§ Extracted data entries:

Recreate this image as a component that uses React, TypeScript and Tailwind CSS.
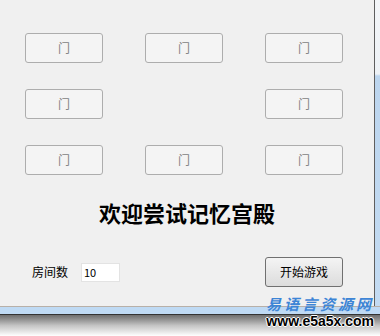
import React from "react";

const DoorButton: React.FC = () => (
  <button
    disabled
    className="h-[30px] w-[78px] rounded-[3px] border border-[#adadad] bg-[#f4f4f4] text-[12px] text-[#838383]"
  >
    门
  </button>
);

const App: React.FC = () => {
  const cjk = { fontFamily: '"Noto Sans CJK SC", "Noto Sans", sans-serif' };

  return (
    <div className="relative h-[336px] w-[380px] overflow-hidden bg-white" style={cjk}>
      <div className="flex">
        {/* client area */}
        <div className="flex h-[306px] w-[374px] flex-col bg-[#f0f0f0]">
          <div className="grid grid-cols-[78px_78px_78px] gap-x-[42px] gap-y-[26px] pl-[25px] pt-[33px]">
            <DoorButton />
            <DoorButton />
            <DoorButton />
            <DoorButton />
            <div />
            <DoorButton />
            <DoorButton />
            <DoorButton />
            <DoorButton />
          </div>

          <h1 className="mt-[22px] ml-[99px] text-[22px] font-bold leading-[30px] tracking-[0px] text-black">
            欢迎尝试记忆宫殿
          </h1>

          <div className="mt-[30px] flex items-center pl-[32px] pr-[31px]">
            <span className="text-[12px] text-black">房间数</span>
            <input
              defaultValue="10"
              className="ml-[13px] h-[19px] w-[39px] border border-[#e3e3e3] bg-white px-[2px] text-[11px] text-black outline-none"
            />
            <button className="ml-auto h-[30px] w-[78px] rounded-[3px] border border-[#707070] bg-gradient-to-b from-[#f4f4f4] to-[#dcdcdc] text-[12px] text-black">
              开始游戏
            </button>
          </div>
        </div>

        {/* right window frame */}
        <div className="h-[306px] w-px bg-[#5e5e5e]" />
        <div className="h-[306px] w-[5px] bg-[linear-gradient(to_bottom,#f3f5f8_0px,#eef2f6_74px,#bcd5ee_76px,#c3dbf2_306px)]" />
      </div>

      {/* bottom window frame */}
      <div className="h-px w-full bg-[#b8b0a8]" />
      <div className="h-[7px] w-full bg-[#bfdaf4]" />
      <div className="h-px w-full bg-[#333333]" />
      <div className="h-[21px] w-full bg-gradient-to-b from-[#6e6e6e] via-[#c4c4c4] to-white" />

      {/* watermark */}
      <div className="absolute left-[266px] top-[294px] flex flex-col items-end">
        <span className="text-[15px] font-bold italic leading-[19px] tracking-[3px] text-[#3d85d6]">
          易语言资源网
        </span>
        <span
          className="text-[14px] font-bold leading-[16px] text-black"
          style={{
            fontFamily: '"Liberation Sans", sans-serif',
            textShadow: "1px 0 #fff, -1px 0 #fff, 0 1px #fff, 0 -1px #fff",
          }}
        >
          www.e5a5x.com
        </span>
      </div>
    </div>
  );
};

export default App;
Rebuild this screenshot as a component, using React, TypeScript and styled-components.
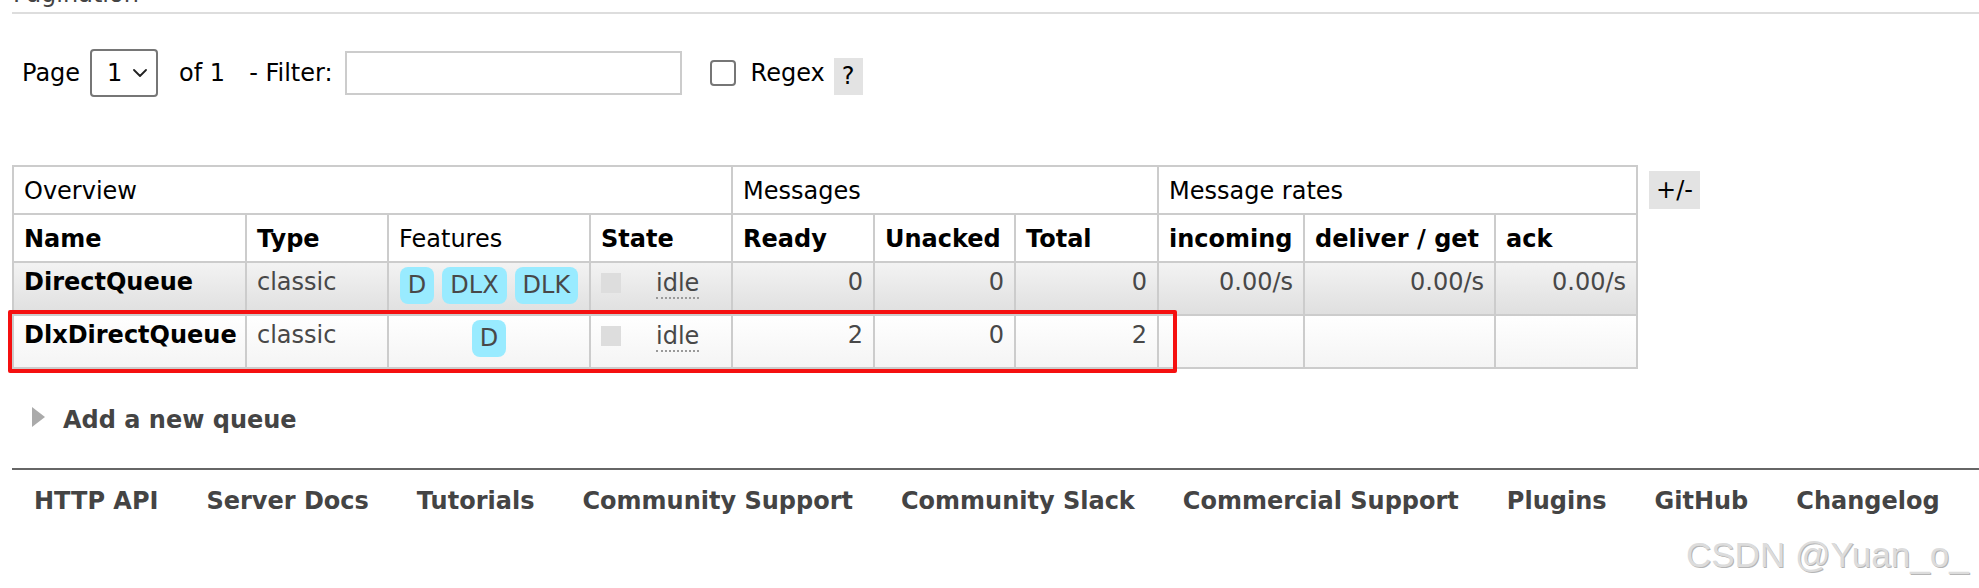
import React from 'react';
import styled, { createGlobalStyle } from 'styled-components';

const Global = createGlobalStyle`
  html, body { margin: 0; padding: 0; background: #fff; overflow: hidden; }
  body {
    font-family: "DejaVu Sans", Verdana, sans-serif;
    font-size: 24px;
    color: #000;
    width: 1979px;
    height: 588px;
  }
`;

const Page = styled.div`
  display: flow-root;
  position: relative;
  height: 588px;
  padding-left: 12px;
  box-sizing: border-box;
`;

const SectionTitle = styled.h3`
  margin: -18px 0 0;
  padding: 0 0 6px 1px;
  font-size: 24px;
  font-weight: normal;
  line-height: 24px;
  color: #444;
  border-bottom: 2px solid #ddd;
`;

const Toolbar = styled.div`
  display: flex;
  align-items: center;
  height: 48px;
  margin-top: 35px;
  padding-left: 10px;
`;

const Label = styled.span<{ $ml?: number }>`
  margin-left: ${p => p.$ml ?? 0}px;
  line-height: 28px;
  white-space: nowrap;
`;

const SelectBox = styled.div<{ $ml?: number }>`
  display: flex;
  align-items: center;
  box-sizing: border-box;
  width: 68px;
  height: 48px;
  margin-left: ${p => p.$ml ?? 0}px;
  padding: 0 9px 0 15px;
  border: 2px solid #767676;
  border-radius: 4px;
  svg { margin-left: auto; }
`;

const FilterInput = styled.input<{ $ml?: number }>`
  box-sizing: border-box;
  width: 337px;
  height: 44px;
  margin: 0 0 0 ${p => p.$ml ?? 0}px;
  border: 2px solid #ccc;
  border-radius: 0;
  font: inherit;
  outline: none;
`;

const Check = styled.input<{ $ml?: number }>`
  appearance: none;
  box-sizing: border-box;
  width: 26px;
  height: 26px;
  margin: 0 0 0 ${p => p.$ml ?? 0}px;
  border: 2px solid #767676;
  border-radius: 4px;
  background: #fff;
`;

const Help = styled.span<{ $ml?: number }>`
  display: inline-flex;
  align-items: center;
  justify-content: center;
  width: 29px;
  height: 37px;
  margin: 6px 0 0 ${p => p.$ml ?? 0}px;
  background: #e3e3e3;
  line-height: 28px;
`;

const TableArea = styled.div`
  position: relative;
  display: flex;
  align-items: flex-start;
  margin-top: 68px;
`;

const Table = styled.table`
  border-collapse: collapse;
  table-layout: fixed;
  width: 1624px;
  border: 2px solid #ccc;
`;

const GroupTh = styled.th`
  padding: 10px 10px 8px;
  border: 2px solid #ccc;
  font-weight: normal;
  text-align: left;
  line-height: 28px;
  background: #fff;
`;

const ColTh = styled.th<{ $plain?: boolean }>`
  padding: 10px 10px 8px;
  border: 2px solid #ccc;
  font-weight: ${p => (p.$plain ? 'normal' : 'bold')};
  text-align: left;
  line-height: 28px;
  white-space: nowrap;
  background: #fff;
`;

const Row = styled.tr<{ $alt: 1 | 2 }>`
  background: ${p =>
    p.$alt === 1
      ? 'linear-gradient(to bottom, #f3f3f3 0%, #dfdfdf 100%)'
      : 'linear-gradient(to bottom, #ffffff 0%, #f4f4f4 100%)'};
`;

const Cell = styled.td<{ $align?: 'left' | 'right' | 'center'; $strong?: boolean }>`
  padding: 4px 10px 10px;
  border: 2px solid #ccc;
  vertical-align: top;
  line-height: 31px;
  text-align: ${p => p.$align ?? 'left'};
  color: ${p => (p.$strong ? '#000' : '#484848')};
  font-weight: ${p => (p.$strong ? 'bold' : 'normal')};
  white-space: nowrap;
`;

const Badges = styled.div`
  display: flex;
  justify-content: center;
  gap: 8px;
`;

const Badge = styled.span`
  display: block;
  height: 37px;
  padding: 0 8px;
  line-height: 37px;
  border-radius: 8px;
  background: #99ebff;
  color: #484848;
`;

const StateWrap = styled.div`
  display: flex;
  align-items: flex-start;
`;

const StateDot = styled.span`
  width: 20px;
  height: 20px;
  margin-top: 6px;
  background: #ddd;
`;

const StateText = styled.abbr`
  margin: 2px 0 0 35px;
  line-height: 28px;
  text-decoration: none;
  border-bottom: 2px dotted #999;
`;

const ToggleButton = styled.span`
  margin: 6px 0 0 11px;
  height: 38px;
  padding: 0 7px;
  line-height: 38px;
  background: #e3e3e3;
`;

const Annotation = styled.div`
  position: absolute;
  left: -4px;
  top: 145px;
  width: 1169px;
  height: 63px;
  box-sizing: border-box;
  border: 4px solid #f51010;
  border-radius: 2px;
  pointer-events: none;
`;

const Collapsible = styled.div`
  display: flex;
  align-items: flex-start;
  margin-top: 37px;
  padding-left: 20px;
  color: #444;
  font-weight: bold;
  line-height: 28px;
`;

const Arrow = styled.span`
  width: 0;
  height: 0;
  margin: 1px 18px 0 0;
  border-left: 13px solid #aaa;
  border-top: 10px solid transparent;
  border-bottom: 10px solid transparent;
`;

const Footer = styled.div`
  display: flex;
  gap: 48px;
  margin-top: 34px;
  padding: 17px 0 0 22px;
  border-top: 2px solid #666;
`;

const FooterLink = styled.a`
  color: #444;
  font-weight: bold;
  line-height: 28px;
  text-decoration: none;
  white-space: nowrap;
`;

const Watermark = styled.div`
  position: absolute;
  left: 1686px;
  top: 535px;
  font-family: "Liberation Sans", Arial, sans-serif;
  font-size: 35px;
  line-height: 40px;
  color: #dcdcdc;
  text-shadow: 1px 1px 0 #b5b5b5;
  white-space: nowrap;
`;

const Chevron = () => (
  <svg width="14" height="8" viewBox="0 0 14 8" fill="none">
    <path d="M1 1 L7 7 L13 1" stroke="#222" strokeWidth="1.8" strokeLinecap="round" strokeLinejoin="round" />
  </svg>
);

const colWidths = [233, 142, 202, 142, 142, 141, 143, 146, 191, 142];

type Q = {
  name: string;
  features: string[];
  ready: string;
  unacked: string;
  total: string;
  rates: string[];
  alt: 1 | 2;
};

const queues: Q[] = [
  { name: 'DirectQueue', features: ['D', 'DLX', 'DLK'], ready: '0', unacked: '0', total: '0', rates: ['0.00/s', '0.00/s', '0.00/s'], alt: 1 },
  { name: 'DlxDirectQueue', features: ['D'], ready: '2', unacked: '0', total: '2', rates: ['', '', ''], alt: 2 },
];

const links = ['HTTP API', 'Server Docs', 'Tutorials', 'Community Support', 'Community Slack', 'Commercial Support', 'Plugins', 'GitHub', 'Changelog'];

export default function App() {
  return (
    <>
      <Global />
      <Page>
        <SectionTitle>Pagination</SectionTitle>
        <Toolbar>
          <Label>Page</Label>
          <SelectBox $ml={10}>
            <span>1</span>
            <Chevron />
          </SelectBox>
          <Label $ml={21}>of 1</Label>
          <Label $ml={24}>- Filter:</Label>
          <FilterInput $ml={12} type="text" />
          <Check $ml={28} type="checkbox" />
          <Label $ml={15}>Regex</Label>
          <Help $ml={9}>?</Help>
        </Toolbar>

        <TableArea>
          <Table>
            <colgroup>
              {colWidths.map((w, i) => (
                <col key={i} style={{ width: w }} />
              ))}
            </colgroup>
            <thead>
              <tr>
                <GroupTh colSpan={4}>Overview</GroupTh>
                <GroupTh colSpan={3}>Messages</GroupTh>
                <GroupTh colSpan={3}>Message rates</GroupTh>
              </tr>
              <tr>
                <ColTh>Name</ColTh>
                <ColTh>Type</ColTh>
                <ColTh $plain>Features</ColTh>
                <ColTh>State</ColTh>
                <ColTh>Ready</ColTh>
                <ColTh>Unacked</ColTh>
                <ColTh>Total</ColTh>
                <ColTh>incoming</ColTh>
                <ColTh>deliver / get</ColTh>
                <ColTh>ack</ColTh>
              </tr>
            </thead>
            <tbody>
              {queues.map(q => (
                <Row key={q.name} $alt={q.alt}>
                  <Cell $strong>{q.name}</Cell>
                  <Cell>classic</Cell>
                  <Cell $align="center">
                    <Badges>
                      {q.features.map(f => (
                        <Badge key={f}>{f}</Badge>
                      ))}
                    </Badges>
                  </Cell>
                  <Cell>
                    <StateWrap>
                      <StateDot />
                      <StateText title="idle">idle</StateText>
                    </StateWrap>
                  </Cell>
                  <Cell $align="right">{q.ready}</Cell>
                  <Cell $align="right">{q.unacked}</Cell>
                  <Cell $align="right">{q.total}</Cell>
                  {q.rates.map((r, i) => (
                    <Cell key={i} $align="right">{r}</Cell>
                  ))}
                </Row>
              ))}
            </tbody>
          </Table>
          <ToggleButton>+/-</ToggleButton>
          <Annotation />
        </TableArea>

        <Collapsible>
          <Arrow />
          <span>Add a new queue</span>
        </Collapsible>

        <Footer>
          {links.map(l => (
            <FooterLink key={l} href="#">{l}</FooterLink>
          ))}
        </Footer>

        <Watermark>CSDN @Yuan_o_</Watermark>
      </Page>
    </>
  );
}
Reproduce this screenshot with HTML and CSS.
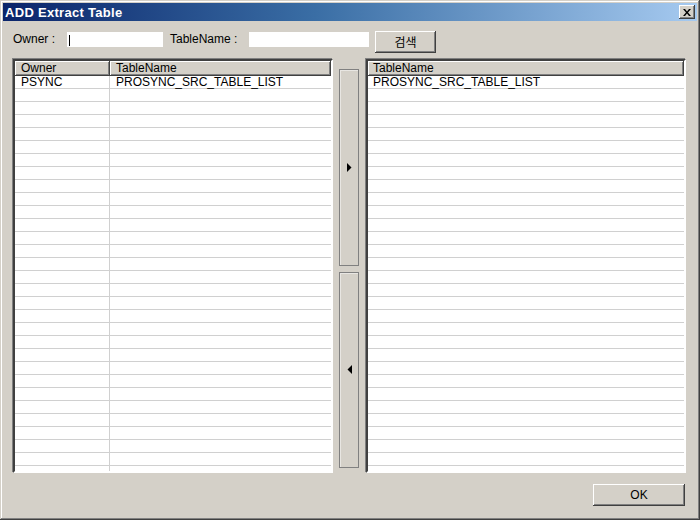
FILE: index.html
```html
<!DOCTYPE html>
<html>
<head>
<meta charset="utf-8">
<link rel="stylesheet" href="styles.css">
</head>
<body>
<div class="window">
  <div class="titlebar">
    <span class="title">ADD Extract Table</span>
    <button class="close" aria-label="Close">
      <svg width="8" height="7" viewBox="0 0 8 7"><path d="M0 0h2l2 2.5L6 0h2L5 3.5 8 7H6L4 4.5 2 7H0l3-3.5z" fill="#000"/></svg>
    </button>
  </div>
  <div class="content">
    <div class="form-row">
      <label class="lbl lbl-owner">Owner :</label>
      <div class="input input-owner"><span class="caret"></span></div>
      <label class="lbl lbl-table">TableName :</label>
      <div class="input input-table"></div>
      <button class="btn btn-search">검색</button>
    </div>
    <div class="lists">
      <div class="list list-left">
        <div class="header">
          <div class="hcell hcell-owner">Owner</div>
          <div class="hcell hcell-table">TableName</div>
        </div>
        <div class="body body-left">
          <div class="row">
            <span class="cell cell-owner">PSYNC</span>
            <span class="cell cell-table">PROSYNC_SRC_TABLE_LIST</span>
          </div>
        </div>
      </div>
      <div class="movers">
        <button class="mover" aria-label="Add">
          <svg width="5" height="9" viewBox="0 0 5 9"><path d="M0 0L4.5 4.5L0 9z" fill="#000"/></svg>
        </button>
        <button class="mover" aria-label="Remove">
          <svg width="5" height="9" viewBox="0 0 5 9"><path d="M5 0L0.5 4.5L5 9z" fill="#000"/></svg>
        </button>
      </div>
      <div class="list list-right">
        <div class="header">
          <div class="hcell hcell-full">TableName</div>
        </div>
        <div class="body body-right">
          <div class="row">
            <span class="cell cell-full">PROSYNC_SRC_TABLE_LIST</span>
          </div>
        </div>
      </div>
    </div>
    <div class="footer">
      <button class="btn btn-ok">OK</button>
    </div>
  </div>
</div>
</body>
</html>
```
FILE: styles.css
```css
html, body {
  margin: 0;
  padding: 0;
  background: #d4d0c8;
}
.window {
  width: 700px;
  height: 520px;
  box-sizing: border-box;
  padding: 3px;
  background: #d4d0c8;
  box-shadow: inset -1px -1px #404040, inset 1px 1px #d4d0c8, inset -2px -2px #808080, inset 2px 2px #ffffff;
  display: flex;
  flex-direction: column;
  font-family: "Liberation Sans", Arial, "Noto Sans CJK KR", sans-serif;
  font-size: 12px;
  color: #000;
}
.titlebar {
  height: 18px;
  flex: none;
  background: linear-gradient(to right, #0a246a 0%, #3a6ea5 45%, #a6caf0 100%);
  display: flex;
  align-items: center;
  justify-content: space-between;
  padding: 0 2px 0 2px;
}
.title {
  color: #fff;
  font-weight: bold;
  font-size: 13px;
  letter-spacing: 0.3px;
}
.close {
  width: 16px;
  height: 14px;
  padding: 0;
  border: none;
  background: #d4d0c8;
  box-shadow: inset -1px -1px #404040, inset 1px 1px #ffffff, inset -2px -2px #808080;
  display: flex;
  align-items: center;
  justify-content: center;
}
.content {
  flex: 1;
  display: flex;
  flex-direction: column;
  padding: 10px 11px 0 10px;
}
.form-row {
  height: 22px;
  display: flex;
  align-items: flex-start;
}
.lbl {
  white-space: nowrap;
  margin-top: 1px;
  line-height: 14px;
}
.lbl-owner {
  width: 54px;
}
.lbl-table {
  margin-left: 7px;
  width: 79px;
}
.input {
  height: 15px;
  background: #fff;
  position: relative;
  margin-top: 1px;
}
.input-owner {
  width: 96px;
}
.input-table {
  width: 120px;
}
.caret {
  position: absolute;
  left: 2px;
  top: 3px;
  width: 1px;
  height: 11px;
  background: #000;
}
.btn {
  font-family: "Noto Sans CJK KR", "Liberation Sans", sans-serif;
  font-size: 12px;
  border: none;
  padding: 0;
  background: #d4d0c8;
  color: #000;
  box-shadow: inset -1px -1px #404040, inset 1px 1px #ffffff, inset -2px -2px #808080;
}
.btn-search {
  width: 61px;
  height: 22px;
  margin-left: 6px;
  line-height: 20px;
}
.lists {
  margin-top: 6px;
  height: 414px;
  display: flex;
}
.list {
  width: 320px;
  box-sizing: border-box;
  border-style: solid;
  border-width: 2px;
  border-color: #404040 #ffffff #ffffff #404040;
  box-shadow: -1px -1px #808080;
  background: #fff;
  display: flex;
  flex-direction: column;
  overflow: hidden;
}
.header {
  height: 15px;
  display: flex;
  flex: none;
  background: #d4d0c8;
}
.hcell {
  box-sizing: border-box;
  height: 15px;
  line-height: 15px;
  padding-left: 6px;
  background: #d4d0c8;
  box-shadow: inset -1px -1px #404040, inset 1px 1px #ffffff, inset -2px -2px #808080;
  white-space: nowrap;
}
.hcell-owner {
  width: 95px;
}
.hcell-table {
  flex: 1;
}
.hcell-full {
  flex: 1;
  padding-left: 5px;
}
.body {
  flex: 1;
  background-color: #fff;
  background-image: repeating-linear-gradient(to bottom, transparent 0 13px, #d0d0d0 13px 14px);
  background-size: 100% 13px;
  background-image: linear-gradient(to bottom, transparent 12px, #d0d0d0 12px);
}
.body-left {
  background-image:
    linear-gradient(to right, transparent 94px, #d0d0d0 94px 95px, transparent 95px),
    linear-gradient(to bottom, transparent 12px, #d0d0d0 12px);
  background-size: 100% 100%, 100% 13px;
}
.row {
  height: 13px;
  display: flex;
  line-height: 13px;
  white-space: nowrap;
}
.cell-owner {
  width: 95px;
  padding-left: 6px;
  box-sizing: border-box;
}
.cell-table {
  padding-left: 6px;
}
.cell-full {
  padding-left: 5px;
}
.movers {
  width: 20px;
  margin: 0 7px 0 6px;
  padding: 10px 0 5px;
  display: flex;
  flex-direction: column;
  gap: 6px;
}
.mover {
  flex: 1;
  padding: 0;
  border: 1px solid #808080;
  background: #d4d0c8;
  box-shadow: inset 1px 1px #e8e6e2;
  display: flex;
  align-items: center;
  justify-content: center;
}
.footer {
  margin-top: 11px;
  display: flex;
  justify-content: flex-end;
}
.btn-ok {
  width: 92px;
  height: 22px;
  margin-right: 1px;
  font-family: "Liberation Sans", Arial, sans-serif;
  line-height: 20px;
}
```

§ YOUR INSTRUCTIONS:
Write only the number of lines that include "React".

§ SOLUTION TO THIS PROBLEM:
6